Cutester: Five at last

As we loaded up the children’s stockings on Christmas Eve (sorry if I have shattered any illusions there), up in Ganny and Gandad’s place, we had to carefully step over a small outfit that had been laid out on the carpet for the next day, with everything from hat to boots in the right position. The Cutester does like to pay careful attention to her wardrobe. On the actual day she was bombarded with clothes and got through about four outfits, sometimes wearing them simultaneously…

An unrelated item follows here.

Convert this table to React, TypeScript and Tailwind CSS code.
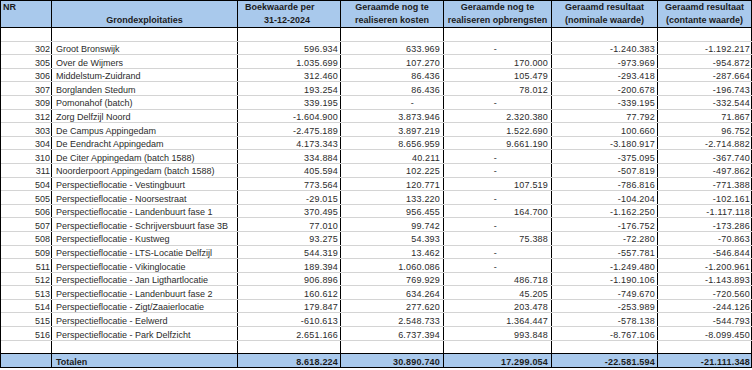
import React from 'react';

type Row = [string, string, string, string, string, string, string];

const ROWS: Row[] = [
  ['302', 'Groot Bronswijk', '596.934', '633.969', '-', '-1.240.383', '-1.192.217'],
  ['305', 'Over de Wijmers', '1.035.699', '107.270', '170.000', '-973.969', '-954.872'],
  ['306', 'Middelstum-Zuidrand', '312.460', '86.436', '105.479', '-293.418', '-287.664'],
  ['307', 'Borglanden Stedum', '193.254', '86.436', '78.012', '-200.678', '-196.743'],
  ['309', 'Pomonahof (batch)', '339.195', '-', '-', '-339.195', '-332.544'],
  ['312', 'Zorg Delfzijl Noord', '-1.604.900', '3.873.946', '2.320.380', '77.792', '71.867'],
  ['303', 'De Campus Appingedam', '-2.475.189', '3.897.219', '1.522.690', '100.660', '96.752'],
  ['304', 'De Eendracht Appingedam', '4.173.343', '8.656.959', '9.661.190', '-3.180.917', '-2.714.882'],
  ['310', 'De Citer Appingedam (batch 1588)', '334.884', '40.211', '-', '-375.095', '-367.740'],
  ['311', 'Noorderpoort Appingedam (batch 1588)', '405.594', '102.225', '-', '-507.819', '-497.862'],
  ['504', 'Perspectieflocatie - Vestingbuurt', '773.564', '120.771', '107.519', '-786.816', '-771.388'],
  ['505', 'Perspectieflocatie - Noorsestraat', '-29.015', '133.220', '-', '-104.204', '-102.161'],
  ['506', 'Perspectieflocatie - Landenbuurt fase 1', '370.495', '956.455', '164.700', '-1.162.250', '-1.117.118'],
  ['507', 'Perspectieflocatie - Schrijversbuurt fase 3B', '77.010', '99.742', '-', '-176.752', '-173.286'],
  ['508', 'Perspectieflocatie - Kustweg', '93.275', '54.393', '75.388', '-72.280', '-70.863'],
  ['509', 'Perspectieflocatie - LTS-Locatie Delfzijl', '544.319', '13.462', '-', '-557.781', '-546.844'],
  ['511', 'Perspectieflocatie - Vikinglocatie', '189.394', '1.060.086', '-', '-1.249.480', '-1.200.961'],
  ['512', 'Perspectieflocatie - Jan Ligthartlocatie', '906.896', '769.929', '486.718', '-1.190.106', '-1.143.893'],
  ['513', 'Perspectieflocatie - Landenbuurt fase 2', '160.612', '634.264', '45.205', '-749.670', '-720.560'],
  ['514', 'Perspectieflocatie - Zigt/Zaaierlocatie', '179.847', '277.620', '203.478', '-253.989', '-244.126'],
  ['515', 'Perspectieflocatie - Eelwerd', '-610.613', '2.548.733', '1.364.447', '-578.138', '-544.793'],
  ['516', 'Perspectieflocatie - Park Delfzicht', '2.651.166', '6.737.394', '993.848', '-8.767.106', '-8.099.450'],
];

const GRID = 'grid grid-cols-[51px_186px_103px_103px_108px_106px_94px]';
const CELL = 'border-r border-black overflow-hidden whitespace-nowrap';

// dash placement differs per column (excel accounting format)
const DASH_PAD = ['pr-[2px]', 'pr-[29px]', 'pr-[54px]', 'pr-[2px]', 'pr-[2px]'];
const NUM_PAD = ['pr-[2px]', 'pr-[3px]', 'pr-[3px]', 'pr-[2px]', 'pr-[1px]'];

function DataRow({ row }: { row?: Row }) {
  return (
    <div className={`${GRID} h-[13.6px] border-b border-[#d4d4d4] text-[9px] leading-[12px] text-[#2b2b2b]`}>
      <div className={`${CELL} text-right pr-[1px] pt-[1.5px]`}>{row?.[0]}</div>
      <div className={`${CELL} pl-[4px] pt-[1.5px]`}>{row?.[1]}</div>
      {[2, 3, 4, 5, 6].map((i, k) => (
        <div
          key={i}
          className={`${CELL} text-right pt-[1.5px] tracking-[0.2px] ${row?.[i] === '-' ? DASH_PAD[k] : NUM_PAD[k]}`}
        >
          {row?.[i]}
        </div>
      ))}
    </div>
  );
}

export default function App() {
  return (
    <div className="w-[752px] bg-white font-['Liberation_Sans',Arial,sans-serif]">
      <div className="border-l border-black">
        {/* header */}
        <div className={`${GRID} h-[28px] border-t border-b border-black bg-[#a9c9ec] text-[9px] font-bold leading-[13px] text-[#1c1c1c]`}>
          <div className={`${CELL} pl-[2px]`}>NR</div>
          <div className={`${CELL} text-center pt-[13px]`}>Grondexploitaties</div>
          <div className={CELL}>
            <div className="pl-[7px]">Boekwaarde per</div>
            <div className="pl-[26px]">31-12-2024</div>
          </div>
          <div className={`${CELL} text-center`}>
            <div>Geraamde nog te</div>
            <div>realiseren kosten</div>
          </div>
          <div className={`${CELL} text-center`}>
            <div>Geraamde nog te</div>
            <div>realiseren opbrengsten</div>
          </div>
          <div className={`${CELL} text-center`}>
            <div>Geraamd resultaat</div>
            <div>(nominale waarde)</div>
          </div>
          <div className={`${CELL} text-center`}>
            <div>Geraamd resultaat</div>
            <div>(contante waarde)</div>
          </div>
        </div>

        <DataRow />
        {ROWS.map((r) => (
          <DataRow key={r[0]} row={r} />
        ))}

        {/* empty row before totals */}
        <div className={`${GRID} h-[12.4px]`}>
          {[0, 1, 2, 3, 4, 5, 6].map((i) => (
            <div key={i} className={CELL} />
          ))}
        </div>

        {/* totals */}
        <div className={`${GRID} h-[15px] border-t border-b border-black bg-[#a9c9ec] text-[9px] font-bold leading-[10px] text-[#1c1c1c]`}>
          <div className={CELL} />
          <div className={`${CELL} pl-[4px] pt-[3px]`}>Totalen</div>
          <div className={`${CELL} text-right pr-[2px] pt-[3px] tracking-[0.2px]`}>8.618.224</div>
          <div className={`${CELL} text-right pr-[3px] pt-[3px] tracking-[0.2px]`}>30.890.740</div>
          <div className={`${CELL} text-right pr-[3px] pt-[3px] tracking-[0.2px]`}>17.299.054</div>
          <div className={`${CELL} text-right pr-[2px] pt-[3px] tracking-[0.2px]`}>-22.581.594</div>
          <div className={`${CELL} text-right pr-[1px] pt-[3px] tracking-[0.2px]`}>-21.111.348</div>
        </div>
      </div>
    </div>
  );
}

The Cutester knows full well that the Santa idea is not strictly factual. But the stockings, as well as keeping both girls busy until 7am, inspired her to reciprocate. The next evening I found both my pairs of Christmas slippers under my pillow. The following night I found this:

The parcel

Inside was this:

Parcel contents

The shoes were a bit grubby, to be honest, but it’s the thought that counts.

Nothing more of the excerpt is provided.